Go to all the places where employers and others might become aware of you and show what makes you uniquely awesome. This includes your resume, your LinkedIn profile, your business card, and any other platforms you use to communicate who you are and what you bring to the table. All these “touchpoints” are opportunities to market yourself and should be treated as such. For example, your LinkedIn profile is not a resume. It’s a place to succinctly and clearly convey what’s special and unique and useful about Product You. It’s moreelevator pitch than book report. When people hire me to augment their LinkedIn pages, we explore how to put their best foot forward and what language and what aspects of their skill set and experience will resonate best with employers.
Think “How Can I Help?”
Most of the people who come to me for help in getting a job talk endlessly about themselves and what they need when their focus should be on what a potential employer might need. Research what a company is about, what it’s doing now and what it will be doing in the future. Instead of talking about me-me-me, ask questions to better learn about an employer’s needs and think about how you can make contributions concerning an employer’s opportunities and challenges. How, specifically, can you be an asset?
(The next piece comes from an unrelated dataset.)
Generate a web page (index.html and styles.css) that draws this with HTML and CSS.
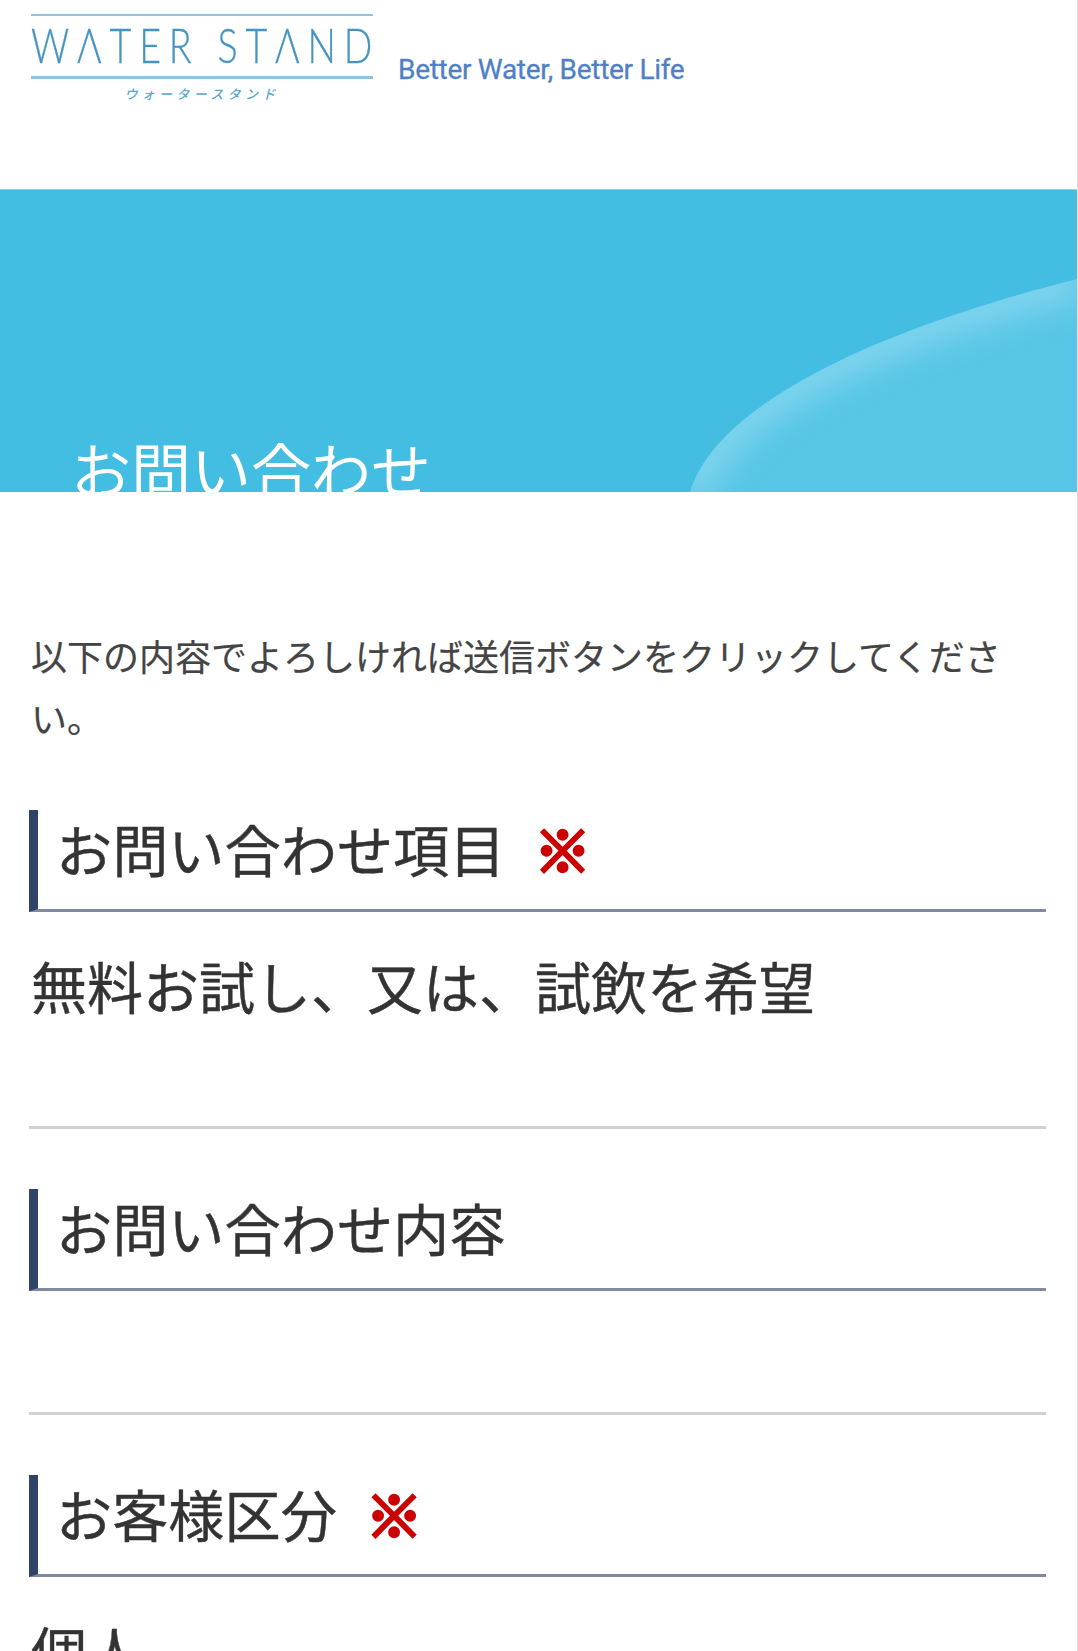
FILE: index.html
```html
<!DOCTYPE html>
<html lang="ja">
<head>
<meta charset="utf-8">
<title>お問い合わせ</title>
<link rel="stylesheet" href="styles.css">
</head>
<body>
<div class="page">
  <header class="site-header">
    <div class="logo" aria-label="WATER STAND">
      <div class="logo-name"><span class="logo-word">WΛTER STΛND</span></div>
      <div class="logo-kana">ウォータースタンド</div>
    </div>
    <div class="tagline">Better Water, Better Life</div>
  </header>
  <section class="hero">
    <svg class="hero-wave" viewBox="0 0 387 213" aria-hidden="true">
      <defs>
        <clipPath id="wave-clip">
          <path d="M0 213C25 130 170 55 387 0V213Z"/>
        </clipPath>
        <filter id="wave-blur" x="-20%" y="-20%" width="140%" height="140%">
          <feGaussianBlur stdDeviation="14"/>
        </filter>
      </defs>
      <g clip-path="url(#wave-clip)">
        <rect width="387" height="213" fill="#58c6e6"/>
        <path d="M0 213C25 130 170 55 387 0" fill="none" stroke="#7cd3ed" stroke-width="44" filter="url(#wave-blur)"/>
      </g>
    </svg>
    <h1 class="hero-title">お問い合わせ</h1>
  </section>
  <main class="content">
    <p class="lead">以下の内容でよろしければ送信ボタンをクリックしてください。</p>
    <section class="field field-first">
      <h2 class="field-head">お問い合わせ項目<span class="req">※</span></h2>
      <p class="field-value">無料お試し、又は、試飲を希望</p>
    </section>
    <section class="field field-empty">
      <h2 class="field-head">お問い合わせ内容</h2>
    </section>
    <section class="field field-last">
      <h2 class="field-head">お客様区分<span class="req">※</span></h2>
      <p class="field-value">個人</p>
    </section>
  </main>
</div>
</body>
</html>
```

FILE: styles.css
```css
* { box-sizing: border-box; }
html, body { margin: 0; padding: 0; height: 100%; overflow: hidden; background: #fff; }
body { font-family: "Noto Sans CJK JP", "Noto Sans", sans-serif; color: #333; }
.page { width: 1078px; height: 1651px; overflow: hidden; border-right: 1px solid #e0e0e0; }

.site-header { height: 189px; padding: 14px 0 0 31px; display: flex; align-items: flex-start; }
.logo { width: 342px; }
.logo-name {
  height: 65px;
  border-top: 2px solid #8fc3e0;
  border-bottom: 3px solid #8fc3e0;
  font-family: "Lato", sans-serif;
  font-weight: 300;
  font-size: 47px;
  line-height: 58px;
  color: #4494c2;
  white-space: nowrap;
}
.logo-word {
  display: inline-block;
  letter-spacing: 9.8px;
  -webkit-text-stroke: 0.3px #4494c2;
  transform: scaleX(0.8);
  transform-origin: left center;
}
.logo-kana {
  margin-top: 7px;
  text-align: center;
  font-size: 13px;
  line-height: 16px;
  letter-spacing: 4.3px;
  font-style: italic;
  font-weight: 500;
  color: #5aa6cf;
}
.tagline {
  margin: 38px 0 0 25px;
  font-family: "Roboto", sans-serif;
  font-size: 28px;
  line-height: 36px;
  letter-spacing: -0.3px;
  -webkit-text-stroke: 0.3px #4f7fc4;
  color: #4f7fc4;
  white-space: nowrap;
}

.hero {
  position: relative;
  height: 303px;
  background: #44bde2;
  border-top: 1px solid #8ed6ec;
  overflow: hidden;
  display: flex;
  align-items: flex-end;
  padding-left: 71px;
}
.hero-wave { position: absolute; right: 0; bottom: 0; width: 387px; height: 213px; }
.hero-title {
  position: relative;
  margin: 0 0 -20px;
  font-size: 60px;
  line-height: 88px;
  font-weight: 400;
  color: #fff;
  white-space: nowrap;
}

.content { padding: 0 31px 0 29px; }
.lead { margin: 0; padding: 132px 0 0 2px; font-size: 36px; line-height: 62px; color: #444; -webkit-text-stroke: 0.2px #444; }
.field { border-bottom: 3px solid #d0d0d0; margin-top: 60px; }
.field-first { margin-top: 62px; height: 319px; }
.field-empty { height: 226px; }
.field-last { border-bottom: 0; }
.field-head {
  margin: 0;
  height: 102px;
  border-left: 9px solid #2f4468;
  border-bottom: 3px solid #7f8aa0;
  padding-left: 18px;
  font-size: 56.2px;
  line-height: 76px;
  font-weight: 400;
  color: #333;
  -webkit-text-stroke: 0.4px #333;
  white-space: nowrap;
}
.req {
  margin-left: 29px;
  color: #cc0000;
  font-weight: 700;
  -webkit-text-stroke: 3.5px #cc0000;
}
.field-value {
  margin: 0;
  padding: 31px 0 0 2px;
  font-size: 56px;
  line-height: 84px;
  color: #333;
  -webkit-text-stroke: 0.4px #333;
}
```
How can you help solve problems, save money, improve service, expand the customer base, convey messaging, help with employees, the environment, their pro-social initiatives?
Getting back to the soap analogy: If you don’t know what the customer wants in a soap, then how are you to know whether to talk about your antibacterial superpowers, moisturizing properties, organic ingredients, or fresh lemon-y smell? Find out what your prospective employer needs so you can make your marketing messages relevant and powerful.
Think Like a Consultant.
Don’t just think like an employee looking to get the best benefits package and flexible hours. Think about how to improve the impact, performance, effectiveness and value of the position. Let’s say you’re applying to be a cashier. If you were a consultant, what could the cashier do to make waiting in line better for both the store and the customer? How might the cashier improve customer service, increase sales, or save the store money?
Don’t Be Generic.
Now that you’ve given some thought to why you are the bar of soap a company could need, communicate your USP and how it can be of value. If you’re applying for that cashier job, your cover letter might explain (briefly) how your experience, focus on customer satisfaction and attention to detail are well-suited to the position and would benefit the store. (The letter’s job is to snag the interview, and once you’re there you can share some concrete ways you’d rock the job if hired.)
Like most things in life, you get when you give. When you concentrate on how you can uniquely be of service, you’re much more likely to demonstrate your value than if you just keep regurgitating the same old tired clichés about how you’re a “people person” or an “effective manager.” (As opposed to all those applicants who’ve explained how they don’t get along with people and manage ineffectively.)
In a nutshell:
- Find out exactly what your prospective employer is looking for and identify how you meet—and rock—the position. Don’t just focus on the responsibilities, but the qualities that an ideal candidate should have
- Identify how you can solve your employer’s problems—and/or their consumers’.
- Understand your brand, and how it can make a difference.
- Don’t bull—talk plainly, authentically, and have a narrative that supports and best conveys your awesomeness.
Do all this, Elva, and and you’ll be in that new job daydreaming about retirement in no time! Let us know how you make out — and good luck!